The main knob for Sinkhorn is the regularization parameter epsilon:

• Larger epsilon yields faster convergence but more smoothing, so indices may be less sensitive to fine structure.
• Smaller epsilon yields solutions closer to non-regularized OT but is slower and may require sinkhorn_log for stability.

You can explore this trade-off by running the same problem with different epsilon values.

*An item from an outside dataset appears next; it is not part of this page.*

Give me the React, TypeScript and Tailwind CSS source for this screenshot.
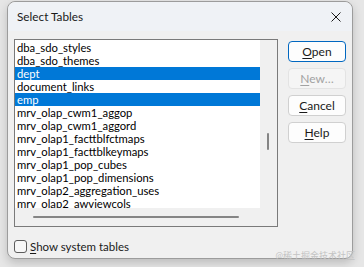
import React from 'react';

const tables = [
  'dba_sdo_styles',
  'dba_sdo_themes',
  'dept',
  'document_links',
  'emp',
  'mrv_olap_cwm1_aggop',
  'mrv_olap_cwm1_aggord',
  'mrv_olap1_facttblfctmaps',
  'mrv_olap1_facttblkeymaps',
  'mrv_olap1_pop_cubes',
  'mrv_olap1_pop_dimensions',
  'mrv_olap2_aggregation_uses',
  'mrv_olap2_awviewcols',
];

const selected = ['dept', 'emp'];

interface DlgButtonProps {
  label: string;
  hotkey: number;
  primary?: boolean;
  disabled?: boolean;
}

const DlgButton: React.FC<DlgButtonProps> = ({ label, hotkey, primary, disabled }) => {
  const before = label.slice(0, hotkey);
  const key = label.charAt(hotkey);
  const after = label.slice(hotkey + 1);
  return (
    <div
      className={
        'h-[21px] w-[58px] rounded-[4px] border flex items-center justify-center text-[12px] leading-none ' +
        (primary
          ? 'border-[#0067c0] bg-[#fdfdfd] text-[#1a1a1a]'
          : disabled
          ? 'border-[#e3e3e3] bg-[#f5f5f5] text-[#a2a2a2]'
          : 'border-[#d0d0d0] bg-[#fdfdfd] text-[#1a1a1a]')
      }
    >
      <span>
        {before}
        <span className="underline underline-offset-2">{key}</span>
        {after}
      </span>
    </div>
  );
};

export default function App() {
  return (
    <div
      className="w-[364px] h-[267px] bg-[#e6e6e6] pl-[7px] pt-[1px] overflow-hidden"
      style={{ fontFamily: 'Lato, "Noto Sans CJK SC", sans-serif' }}
    >
      <div className="w-[346px] h-[258px] rounded-[8px] border border-[#9c9c9c] bg-[#f0f0f0] flex flex-col shadow-[0_4px_10px_rgba(0,0,0,0.18)] relative">
        {/* Title bar */}
        <div className="h-[29px] flex items-center justify-between pl-[9px] pr-[7px] rounded-t-[8px] bg-[#eff2f6]">
          <span className="text-[11.75px] text-[#1a1a1a]">Select Tables</span>
          <svg width="10" height="10" viewBox="0 0 10 10" className="mr-[4px]">
            <path d="M0.5 0.5 L9.5 9.5 M9.5 0.5 L0.5 9.5" stroke="#1a1a1a" strokeWidth="1" />
          </svg>
        </div>

        {/* Body */}
        <div className="flex gap-[10px] pl-[6px] pr-[6px] pt-[8px]">
          {/* List box */}
          <div className="w-[264px] h-[188px] border border-[#7a7a7a] bg-white flex flex-col">
            <div className="flex flex-1 min-h-0">
              <div className="flex-1 pt-[1px] overflow-hidden">
                {tables.map((t) => {
                  const on = selected.includes(t);
                  return (
                    <div
                      key={t}
                      className={
                        'h-[13px] pl-[2px] text-[11.25px] leading-[13px] whitespace-nowrap overflow-hidden ' +
                        (on ? 'bg-[#0078d7] text-white' : 'text-[#000]')
                      }
                    >
                      {t}
                    </div>
                  );
                })}
              </div>
              {/* Vertical scrollbar */}
              <div className="w-[17px] bg-[#f0f0f0] relative">
                <div className="absolute left-[7px] top-[93px] w-[2px] h-[17px] bg-[#858585] rounded-full" />
              </div>
            </div>
            {/* Horizontal scrollbar */}
            <div className="h-[18px] flex">
              <div className="flex-1 bg-[#f0f0f0] flex items-center pl-[18px] pr-[20px]">
                <div className="h-[2px] w-[206px] bg-[#858585] rounded-full" />
              </div>
              <div className="w-[17px] bg-[#f0f0f0]" />
            </div>
          </div>

          {/* Buttons */}
          <div className="flex flex-col gap-[6px] pt-[2px]">
            <DlgButton label="Open" hotkey={0} primary />
            <DlgButton label="New…" hotkey={0} disabled />
            <DlgButton label="Cancel" hotkey={0} />
            <DlgButton label="Help" hotkey={0} />
          </div>
        </div>

        {/* Checkbox */}
        <div className="flex items-center gap-[3px] pl-[6px] mt-[13px]">
          <div className="w-[13px] h-[13px] rounded-[3px] border border-[#5c5c5c] bg-[#f7f7f7]" />
          <span className="text-[11.5px] text-[#1a1a1a] leading-none">
            <span className="underline underline-offset-2">S</span>how system tables
          </span>
        </div>

        {/* Watermark */}
        <div className="absolute right-[-3px] bottom-[-2px] text-[9px] text-[#c4c4c4] leading-none">
          @稀土掘金技术社区
        </div>
      </div>
    </div>
  );
}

res_eps_fast <- ot_indices(
  x, Y, M = 20,
  solver = "sinkhorn",
  solver_optns = list(epsilon = 0.1)
)

res_eps_precise <- ot_indices(
  x, Y, M = 20,
  solver = "sinkhorn_log",
  solver_optns = list(epsilon = 0.005, numIterations = 2000)
)

res_eps_fast
#> Method: sinkhorn 
#> 
#> Indices:
#>        x1        x2 
#> 0.8460829 0.6780586
res_eps_precise
#> Method: sinkhorn_log 
#> 
#> Indices:
#>        x1        x2 
#> 0.4432757 0.1757531

Dimension 3: Wasserstein-Bures indices

When you want more structure in the indices, ot_indices_wb() provides a decomposition into advective and diffusive components. This is useful when the goal is not only ranking inputs but also understanding how the output distribution changes. The function is defined for any output dimensionality.

res_wb <- ot_indices_wb(x, Y, M = 20)
res_wb
#> Method: wass-bures 
#> 
#> Indices:
#>         x1         x2 
#> 0.35592501 0.08260068 
#> 
#> Advective component:
#>         x1         x2 
#> 0.28010831 0.07353109 
#> 
#> Diffusive component:
#>          x1          x2 
#> 0.075816697 0.009069586

Final checklist

• Output is 1D: ot_indices_1d() or ot_indices_wb()
• Output is multi-D and you want standard indices: ot_indices()
• Output is multi-D and you want Wasserstein-Bures components: ot_indices_wb()
• Small to medium data: ot_indices(..., solver = "transport")
• Large data or bootstrap: ot_indices(..., solver = "sinkhorn")

This workflow matches the intended use of the solvers in gsaot and should cover most practical scenarios.